Pork Belly

Berbere, Kabocha, Ube, Dukkah, Daikon, and Watercress

Chefs Sasha Coleman and Ellie Tiglao of Tanám | Cambridge, MA

Adapted by StarChefs | August 2020

INGREDIENTS:

Braised Pork Belly:
Ginger
Garlic
Bay leaf
Black peppercorns
Niman Ranch pork belly
Salt
Berbere spice blend
Brown sugar
Oil for searing

Ube and Kabocha Purées:
Kabocha squash
Coconut milk, warmed
Fish sauce
Ube yam

Dukkah:
Garlic chips
Toasted pumpkin seeds, coarsely chopped
Salt

METHOD:

For the Braised Pork Belly:
Heat oven to 350F. Toast ginger, garlic, bay leaf, and peppercorns. Rub pork belly with salt, berbere, and brown sugar. Sear in pot, fat side down. Cover with water and season with additional salt. Secure lid and braise pork 90 minutes. Drain pork, reserving liquid separately. Chill and thinly slice pork. Pan sear slices until crisp; drain and keep warm. Skim fat from braising liquid and strain through a chinois. Reduce liquid by half. Season with additional brown sugar, berbere, and salt as needed. Keep warm.

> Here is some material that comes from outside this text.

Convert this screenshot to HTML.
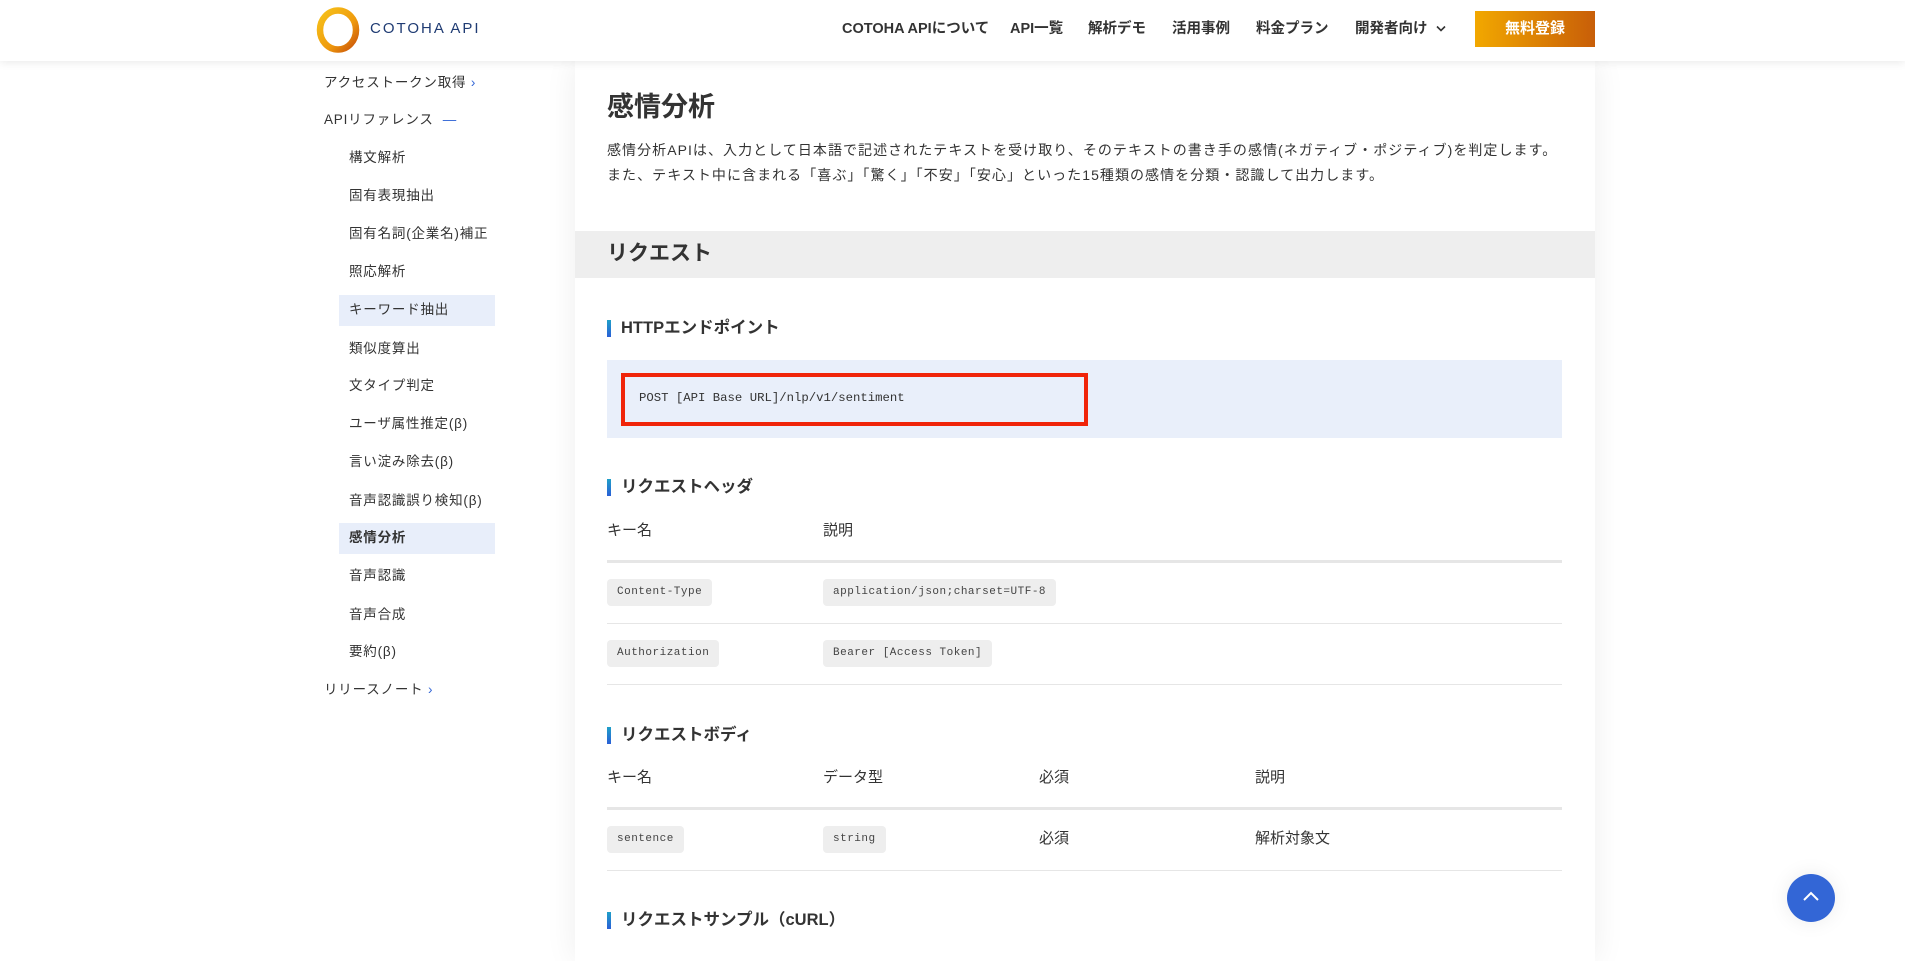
<!DOCTYPE html>
<html><head><meta charset="utf-8"><style>
*{margin:0;padding:0;box-sizing:border-box}
body{width:1905px;height:933px;overflow:hidden;background:#fff;font-family:"Liberation Sans","Noto Sans CJK JP",sans-serif;color:#333;position:relative}
.a{position:absolute;white-space:nowrap}
header{position:absolute;left:0;top:0;width:1905px;height:61px;background:#fff;box-shadow:0 2px 8px rgba(0,0,0,.08);z-index:5}
.nav{font-size:14.5px;font-weight:bold;color:#333;top:19px;line-height:20px}
.card{position:absolute;left:575px;top:61px;width:1020px;height:900px;background:#fff;box-shadow:0 0 30px rgba(0,0,0,.07)}
.side{font-size:13.5px;letter-spacing:.8px;color:#333;line-height:20px}
.hl{position:absolute;left:339px;width:156px;height:31px;background:#e8eefa}
.h3{font-size:16.5px;font-weight:bold;color:#333;line-height:22px;padding-left:14px}
.h3:before{content:"";position:absolute;left:0;top:3px;width:4px;height:17px;background:linear-gradient(#1fa0c8,#2a5fd6)}
.th{font-size:15px;color:#333;line-height:20px}
.chip{position:absolute;height:27px;background:#eee;border-radius:4px;font-family:"Liberation Mono",monospace;font-size:11px;color:#444;line-height:27px;padding:0 10px;letter-spacing:.5px}
.line{position:absolute;left:607px;width:955px;background:#e6e6e6}
</style></head><body>
<header>
<svg class="a" style="left:316px;top:7px" width="46" height="46" viewBox="0 0 46 46"><defs><linearGradient id="g" x1="0" y1="0" x2="1" y2="1"><stop offset="0" stop-color="#f6c21b"/><stop offset=".6" stop-color="#ef9a0c"/><stop offset="1" stop-color="#c8510a"/></linearGradient></defs><ellipse cx="22" cy="23" rx="18" ry="19.5" fill="none" stroke="url(#g)" stroke-width="6.5"/></svg>
<div class="a" style="left:370px;top:19px;font-size:15px;letter-spacing:2px;color:#1f3b73;line-height:20px">COTOHA API</div>
<div class="a nav" style="left:842px">COTOHA APIについて</div>
<div class="a nav" style="left:1010px">API一覧</div>
<div class="a nav" style="left:1088px">解析デモ</div>
<div class="a nav" style="left:1172px">活用事例</div>
<div class="a nav" style="left:1256px">料金プラン</div>
<div class="a nav" style="left:1355px">開発者向け</div>
<svg class="a" style="left:1436px;top:25px" width="10" height="8"><path d="M1 1.5L5 5.5L9 1.5" stroke="#333" stroke-width="1.6" fill="none"/></svg>
<div class="a" style="left:1475px;top:11px;width:120px;height:36px;background:linear-gradient(90deg,#f2a800,#c85e08);color:#fff;font-weight:bold;font-size:15px;text-align:center;line-height:36px">無料登録</div>
</header>

<div class="card"></div>

<div class="hl" style="top:295px"></div>
<div class="hl" style="top:523px"></div>
<div class="a side" style="left:324px;top:73px">アクセストークン取得 <span style="color:#3366d6">›</span></div>
<div class="a side" style="left:324px;top:110px">APIリファレンス <span style="color:#3366d6">&nbsp;—</span></div>
<div class="a side" style="left:349px;top:148px">構文解析</div>
<div class="a side" style="left:349px;top:186px">固有表現抽出</div>
<div class="a side" style="left:349px;top:224px">固有名詞(企業名)補正</div>
<div class="a side" style="left:349px;top:262px">照応解析</div>
<div class="a side" style="left:349px;top:300px">キーワード抽出</div>
<div class="a side" style="left:349px;top:339px">類似度算出</div>
<div class="a side" style="left:349px;top:376px">文タイプ判定</div>
<div class="a side" style="left:349px;top:414px">ユーザ属性推定(β)</div>
<div class="a side" style="left:349px;top:452px">言い淀み除去(β)</div>
<div class="a side" style="left:349px;top:491px">音声認識誤り検知(β)</div>
<div class="a side" style="left:349px;top:528px;font-weight:bold">感情分析</div>
<div class="a side" style="left:349px;top:566px">音声認識</div>
<div class="a side" style="left:349px;top:605px">音声合成</div>
<div class="a side" style="left:349px;top:642px">要約(β)</div>
<div class="a side" style="left:324px;top:680px">リリースノート <span style="color:#3366d6">›</span></div>

<div class="a" style="left:607px;top:90px;font-size:27px;font-weight:bold;line-height:34px;color:#333">感情分析</div>
<div class="a" style="left:607px;top:138px;font-size:14px;letter-spacing:1.05px;line-height:25px;color:#333">感情分析APIは、入力として日本語で記述されたテキストを受け取り、そのテキストの書き手の感情(ネガティブ・ポジティブ)を判定します。<br>また、テキスト中に含まれる「喜ぶ」「驚く」「不安」「安心」といった15種類の感情を分類・認識して出力します。</div>

<div class="a" style="left:575px;top:231px;width:1020px;height:47px;background:#eee"></div>
<div class="a" style="left:607px;top:240px;font-size:21px;font-weight:bold;line-height:28px">リクエスト</div>

<div class="a h3" style="left:607px;top:317px">HTTPエンドポイント</div>
<div class="a" style="left:607px;top:360px;width:955px;height:78px;background:#e9effa"></div>
<div class="a" style="left:621px;top:373px;width:467px;height:53px;border:4px solid #f0240a"></div>
<div class="a" style="left:639px;top:389px;font-family:'Liberation Mono',monospace;font-size:12.3px;color:#333;line-height:18px">POST [API Base URL]/nlp/v1/sentiment</div>

<div class="a h3" style="left:607px;top:476px">リクエストヘッダ</div>
<div class="a th" style="left:607px;top:521px">キー名</div>
<div class="a th" style="left:823px;top:521px">説明</div>
<div class="line" style="top:560px;height:3px"></div>
<div class="chip" style="left:607px;top:579px">Content-Type</div>
<div class="chip" style="left:823px;top:579px">application/json;charset=UTF-8</div>
<div class="line" style="top:623px;height:1px"></div>
<div class="chip" style="left:607px;top:640px">Authorization</div>
<div class="chip" style="left:823px;top:640px">Bearer [Access Token]</div>
<div class="line" style="top:684px;height:1px"></div>

<div class="a h3" style="left:607px;top:724px">リクエストボディ</div>
<div class="a th" style="left:607px;top:768px">キー名</div>
<div class="a th" style="left:823px;top:768px">データ型</div>
<div class="a th" style="left:1039px;top:768px">必須</div>
<div class="a th" style="left:1255px;top:768px">説明</div>
<div class="line" style="top:807px;height:3px"></div>
<div class="chip" style="left:607px;top:826px">sentence</div>
<div class="chip" style="left:823px;top:826px">string</div>
<div class="a th" style="left:1039px;top:829px">必須</div>
<div class="a th" style="left:1255px;top:829px">解析対象文</div>
<div class="line" style="top:870px;height:1px"></div>

<div class="a h3" style="left:607px;top:909px">リクエストサンプル（cURL）</div>

<div class="a" style="left:1787px;top:874px;width:48px;height:48px;border-radius:50%;background:#3366d6;box-shadow:0 0 20px rgba(0,0,0,.08)"></div>
<svg class="a" style="left:1801px;top:889px" width="20" height="14"><path d="M3 11L10 4L17 11" stroke="#fff" stroke-width="2" fill="none"/></svg>
</body></html>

For the Ube and Kabocha Purées:
Peel, gut, and roast Kabocha until tender. Transfer to a Vitamix blender and purée, adjusting seasoning and consistency with coconut milk and fish sauce. Peel and boil ube until tender. Transfer to a Vitamix blender and purée, adjusting seasoning and consistency with coconut milk and fish sauce. Keep warm. 

For the Dukkah:
In a bowl, combine all ingredients. Season with salt.

To Assemble and Serve:
On a serving plate, spread some of each purée. Top with a slice of pork. Finish with Dukkah.